Suzuki herself only outlived the Japanese-language publication of Set My Heart on Fire by three years.

Izumi Suzuki and Kaoru Abe divorced in 1977. (Set My Heart on Fire never mentions a divorce.) They continued to live together until Abe’s death of an accidental sedative overdose in 1978, another event not directly depicted in Set My Heart on Fire. (In the novel, Jun’s death is abrupt, and the reader only learns about it after the fact.)

The last 30 or so pages of the 180 page novel take place after Jun’s overdose. The long denouement is a kind of calm after the storm that gives Izumi a chance to pick through the wreckage of her life. She would like to be able to return to her relatively carefree, concert-hopping life of the early 1970s, so she reconnects with the musician who rejected her, setting off the chain of events that resulted in her ill-fated marriage. Even that encounter doesn’t bring the solace she was looking for. “The Yokohama Blues”—the life of Izumi’s youth, in which feelings can be put off until later because they are exhausting—cannot be recaptured, if it ever truly existed.

Suzuki herself only outlived the Japanese-language publication of Set My Heart on Fire by three years. She was able to support herself and her daughter through her writing for several years after Abe’s death in 1978. Eventually, her physical and mental health declined and she was forced to accept public assistance.

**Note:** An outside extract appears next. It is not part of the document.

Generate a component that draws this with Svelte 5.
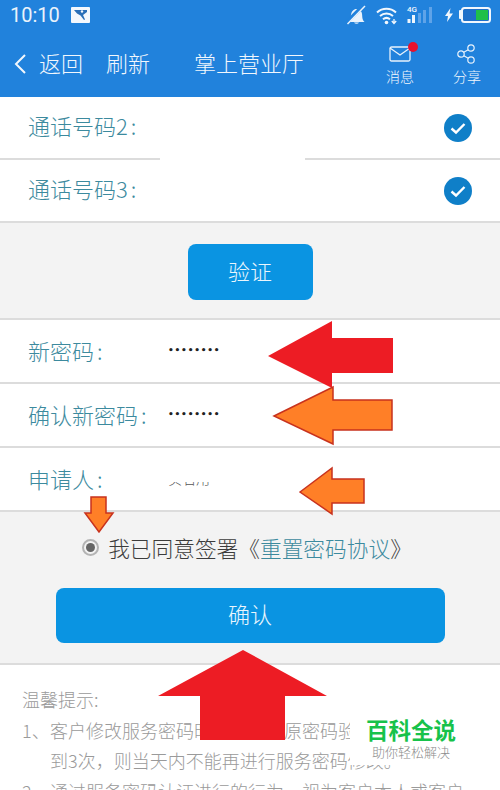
<script>
  const phones = ['通话号码2', '通话号码3'];
  const fields = [
    { label: '新密码', kind: 'dots' },
    { label: '确认新密码', kind: 'dots' },
    { label: '申请人', kind: 'masked' }
  ];
  const tips = [
    { n: '1、', text: '客户修改服务密码时，需通过原密码验证，错误累计到3次，则当天内不能再进行服务密码修改。' },
    { n: '2、', text: '通过服务密码认证进行的行为，视为客户本人或客户授权的行为。' }
  ];
</script>

<div class="screen">
  <header class="top">
    <div class="status">
      <span class="time">10:10</span>
      <svg class="pic" width="19" height="16" viewBox="0 0 19 16">
        <rect width="19" height="16" rx="1" fill="#f4f8fd" />
        <path d="M3 3h13v2l-4 3 2 4.500-1 .5-3.500-4.500L6 6.500z" fill="#2a6fb8" />
        <circle cx="11" cy="4.500" r="1.200" fill="#f4f8fd" />
      </svg>
      <span class="grow"></span>
      <svg width="20" height="20" viewBox="0 0 20 20">
        <path d="M2 17c2-2 2.500-4 3-7 .5-3.500 2.500-6 5.500-6 2.500 0 4 1.200 5 3 1 2.500.5 4.500 1 6.500.3 1.500 1 2.500 2 3.500z" fill="#eaf3fc" />
        <path d="M8 17.500a2.800 2.300 0 0 0 5 0z" fill="#eaf3fc" />
        <path d="M0 18 18 0" stroke="#2182dc" stroke-width="4" />
        <path d="M1.500 19 19 1" stroke="#eaf3fc" stroke-width="1.500" />
      </svg>
      <svg class="wifi" width="22" height="19" viewBox="0 0 22 19">
        <g fill="none" stroke="#f2f7fd" stroke-width="2">
          <path d="M1 6.500a14 14 0 0 1 19 0" />
          <path d="M4 10a10 10 0 0 1 13 0" />
          <path d="M7 13.300a5.500 5.500 0 0 1 7 0" />
        </g>
        <circle cx="10.500" cy="16.500" r="1.800" fill="#f2f7fd" />
        <path d="M18 13v3.500M15.800 15l2.200 2.500 2.200-2.500" fill="none" stroke="#f2f7fd" stroke-width="1.300" />
      </svg>
      <div class="signal">
        <span class="g4">4G</span>
        <svg width="26" height="24" viewBox="0 0 26 24">
          <rect x="0.500" y="16" width="3" height="4" fill="#eef5fc" />
          <rect x="5" y="12" width="3" height="8" fill="#eef5fc" />
          <rect x="11" y="10" width="3" height="10" fill="#5fa3e8" />
          <rect x="16" y="7" width="3" height="13" fill="#5fa3e8" />
          <rect x="22" y="4" width="3" height="16" fill="#5fa3e8" />
        </svg>
      </div>
      <svg class="bolt" width="8" height="14" viewBox="0 0 8 14">
        <path d="M5.500 0 0 8h3L2 14l6-8.500H4.500z" fill="#f2f7fd" />
      </svg>
      <svg class="batt" width="32" height="16" viewBox="0 0 32 16">
        <rect x="0" y="3" width="2.500" height="9" rx="1" fill="#f2f7fd" />
        <rect x="3" y="1" width="28" height="14" rx="2.500" fill="#1f70c9" stroke="#f2f7fd" stroke-width="2" />
        <rect x="17" y="3" width="12" height="10" fill="#1fc04a" />
      </svg>
    </div>

    <nav class="bar">
      <svg class="back" width="14" height="22" viewBox="0 0 14 22">
        <path d="M12 2 3 11l9 9" fill="none" stroke="#f2f7fd" stroke-width="2" />
      </svg>
      <span class="nav-link">返回</span>
      <span class="nav-link refresh">刷新</span>
      <span class="title">掌上营业厅</span>
      <span class="grow"></span>
      <div class="tool msg">
        <span class="tool-icon">
          <svg width="22" height="16" viewBox="0 0 22 16">
            <rect x="1" y="1" width="20" height="14" rx="1.500" fill="none" stroke="#e8f2fc" stroke-width="1.300" />
            <path d="m1 2 10 7 10-7" fill="none" stroke="#e8f2fc" stroke-width="1.300" />
          </svg>
          <i class="dot"></i>
        </span>
        <span>消息</span>
      </div>
      <div class="tool">
        <span class="tool-icon">
          <svg width="20" height="20" viewBox="0 0 20 20">
            <g fill="none" stroke="#e8f2fc" stroke-width="1.200">
              <circle cx="14" cy="4" r="3.200" />
              <circle cx="4" cy="10" r="3.200" />
              <circle cx="14" cy="16" r="3.200" />
              <path d="M11.200 5.700 6.800 8.300M6.800 11.700l4.400 2.600" />
            </g>
          </svg>
        </span>
        <span>分享</span>
      </div>
    </nav>
  </header>

  <section class="rows">
    {#each phones as label, i}
      <div class="row phone">
        <span class="label">{label}<span class="colon">:</span></span>
        <svg class="check" width="28" height="28" viewBox="0 0 28 28">
          <circle cx="14" cy="14" r="14" fill="#0f7fc8" />
          <path d="m7.500 14.500 4.500 4 8.500-8.500" fill="none" stroke="#fff" stroke-width="2.400" />
        </svg>
        {#if i === 0}<i class="smudge"></i>{/if}
      </div>
    {/each}
  </section>

  <section class="verify">
    <button class="btn small">验证</button>
  </section>

  <section class="rows form">
    {#each fields as f}
      <div class="row field">
        <span class="label wide">{f.label}<span class="colon">:</span></span>
        {#if f.kind === 'dots'}
          <span class="dots">••••••••</span>
        {:else}
          <span class="masked"><span>实名用户</span></span>
        {/if}
      </div>
    {/each}
  </section>

  <section class="agree">
    <div class="agree-line">
      <span class="radio"><i></i></span>
      <span>我已同意签署《<span class="link">重置密码协议</span>》</span>
    </div>
    <button class="btn large">确认</button>
  </section>

  <section class="tips">
    <p class="tips-head">温馨提示:</p>
    {#each tips as tip}
      <div class="tip"><span class="tip-n">{tip.n}</span><span>{tip.text}</span></div>
    {/each}
  </section>

  <div class="brand">
    <strong>百科全说</strong>
    <span>助你轻松解决</span>
  </div>

  <!-- annotation arrows drawn over the screenshot -->
  <svg class="arrows" width="500" height="790" viewBox="0 0 500 790">
    <path d="M268 356 332 321V338H393V373H332V388Z" fill="#ed1c24" />
    <path d="M274 416 333 387V400H392V430H333V444Z" fill="#ff7f27" stroke="#c8321e" stroke-width="1.500" />
    <path d="M300 492 332 468V479H364V503H332V514Z" fill="#ff7f27" stroke="#c8321e" stroke-width="1.500" />
    <path d="M91 497H106V513H113L99 532 85 513H91Z" fill="#ff7f27" stroke="#c8321e" stroke-width="1.500" />
    <path d="M243 650 327 696H285V740H200V696H158Z" fill="#ed1c24" />
  </svg>
</div>

<style>
  :global(body) {
    margin: 0;
  }
  .screen {
    position: relative;
    width: 500px;
    height: 790px;
    overflow: hidden;
    background: #f3f3f3;
    font-family: "Noto Sans CJK SC", "Noto Sans", sans-serif;
    font-weight: 300;
    text-spacing-trim: space-all;
  }
  .grow { flex: 1; }

  /* ── Header ── */
  .top {
    height: 97px;
    background: #2182dc;
    color: #f2f7fd;
  }
  .status {
    display: flex;
    align-items: center;
    height: 30px;
    padding: 0 9px 0 10px;
  }
  .time {
    font-family: Roboto, sans-serif;
    font-size: 20px;
    font-weight: 400;
    color: #e9f2fb;
  }
  .pic { margin-left: 11px; }
  .wifi { margin-left: 10px; }
  .signal {
    position: relative;
    margin-left: 9px;
    width: 26px;
    height: 24px;
  }
  .g4 {
    position: absolute;
    left: 0;
    top: 3px;
    font-family: Roboto, sans-serif;
    font-size: 8px;
    font-weight: 500;
    line-height: 8px;
  }
  .bolt { margin-left: 12px; }
  .batt { margin-left: 6px; }

  .bar {
    display: flex;
    align-items: center;
    height: 67px;
  }
  .back { margin-left: 13px; }
  .nav-link {
    margin-left: 12px;
    font-size: 22px;
    line-height: 30px;
    padding-bottom: 4px;
  }
  .nav-link.refresh { margin-left: 23px; }
  .title {
    margin-left: 44px;
    font-size: 22px;
    line-height: 30px;
    padding-bottom: 4px;
  }
  .tool {
    display: flex;
    flex-direction: column;
    align-items: center;
    gap: 1px;
    width: 28px;
    margin-right: 19px;
    font-size: 14px;
    line-height: 19px;
  }
  .tool.msg { margin-right: 39px; }
  .tool-icon {
    position: relative;
    display: flex;
    align-items: center;
    height: 24px;
  }
  .dot {
    position: absolute;
    right: -7px;
    top: 0;
    width: 10px;
    height: 10px;
    border-radius: 50%;
    background: #e8112d;
  }

  /* ── Rows ── */
  .row {
    position: relative;
    display: flex;
    align-items: center;
    background: #fff;
    border-bottom: 2px solid #dcdcdc;
    box-sizing: border-box;
    padding: 0 28px;
  }
  .phone {
    justify-content: space-between;
    height: 63px;
  }
  .phone .label { margin-top: -5px; }
  .label {
    font-size: 22px;
    color: #3c8a9e;
    line-height: 30px;
    margin-top: -2px;
  }
  .label.wide { width: 140px; }
  .colon { margin-left: 3px; }
  .smudge {
    position: absolute;
    left: 160px;
    bottom: -2px;
    width: 145px;
    height: 2px;
    background: #fff;
  }
  .check { flex: none; }

  .verify {
    display: flex;
    justify-content: center;
    height: 97px;
    padding-top: 21px;
    box-sizing: border-box;
  }
  .btn {
    border: none;
    background: #0a94e2;
    color: #eaf6fd;
    font-family: inherit;
    font-weight: 300;
    font-size: 22px;
    padding: 0 0 5px;
  }
  .btn.small {
    width: 125px;
    height: 56px;
    border-radius: 8px;
  }
  .btn.large {
    width: 389px;
    height: 55px;
    border-radius: 8px;
  }

  .form { border-top: 2px solid #dcdcdc; margin-top: -2px; }
  .field { height: 64px; }
  .dots {
    font-family: "DejaVu Sans", sans-serif;
    font-size: 9px;
    font-weight: 700;
    letter-spacing: 0.800px;
    line-height: 10px;
    color: #222;
    margin-top: -2px;
  }
  .masked {
    display: block;
    height: 4px;
    width: 54px;
    overflow: hidden;
    margin-top: 10px;
  }
  .masked span {
    display: block;
    margin-top: -14px;
    font-size: 14px;
    line-height: 20px;
    color: #555;
  }

  /* ── Agreement ── */
  .agree {
    display: flex;
    flex-direction: column;
    align-items: center;
    height: 153px;
    border-bottom: 2px solid #dcdcdc;
    box-sizing: border-box;
  }
  .agree-line {
    display: flex;
    align-items: center;
    gap: 9px;
    height: 30px;
    margin-top: 20px;
    margin-bottom: 26px;
    margin-left: -6px;
    font-size: 21.700px;
    color: #3c3c3c;
    white-space: nowrap;
  }
  .link { color: #3c8a9e; }
  .radio {
    display: flex;
    align-items: center;
    justify-content: center;
    width: 17px;
    height: 17px;
    box-sizing: border-box;
    border: 2px solid #b4b4b4;
    border-radius: 50%;
    background: #f3f3f3;
  }
  .radio i {
    width: 9px;
    height: 9px;
    border-radius: 50%;
    background: #666;
  }

  /* ── Tips ── */
  .tips {
    background: #fff;
    padding: 19px 22px 0;
    height: 140px;
    box-sizing: border-box;
    color: #9a9a9a;
    font-size: 18px;
    line-height: 30.700px;
  }
  .tips-head { margin: 0; }
  .tip { display: flex; }
  .tip-n {
    flex: none;
    width: 28px;
  }

  .brand {
    position: absolute;
    left: 350px;
    top: 712px;
    width: 150px;
    height: 53px;
    box-sizing: border-box;
    padding: 2px 0 0 16px;
    display: flex;
    flex-direction: column;
    background: #fff;
  }
  .brand strong {
    font-size: 22.500px;
    font-weight: 700;
    color: #17c24a;
    line-height: 30px;
  }
  .brand span {
    margin-left: 6px;
    font-size: 13px;
    line-height: 16px;
    color: #8c8c8c;
  }

  .arrows {
    position: absolute;
    left: 0;
    top: 0;
    pointer-events: none;
  }
</style>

In 1986, Suzuki hanged herself in her home. She was 36 years old.

Set My Heart on Fire is a moving, if bleak, read in its own right, particularly as a later example of a Japanese I-novel. It’s likely to appeal to anyone who reads gritty stories of people who make questionable choices, particularly because this story is more-or-less true. It’s also a fascinating example of autobiographical fiction from the 1970s, an era sadly underrepresented in Japanese fiction translated into English, particularly fiction by women. It is perhaps most likely to appeal to the reader already familiar with Suzuki’s work—to someone who can appreciate it as the fictionalized autobiography of a writer whose powerful stories still ring true almost four decades after she took her own life.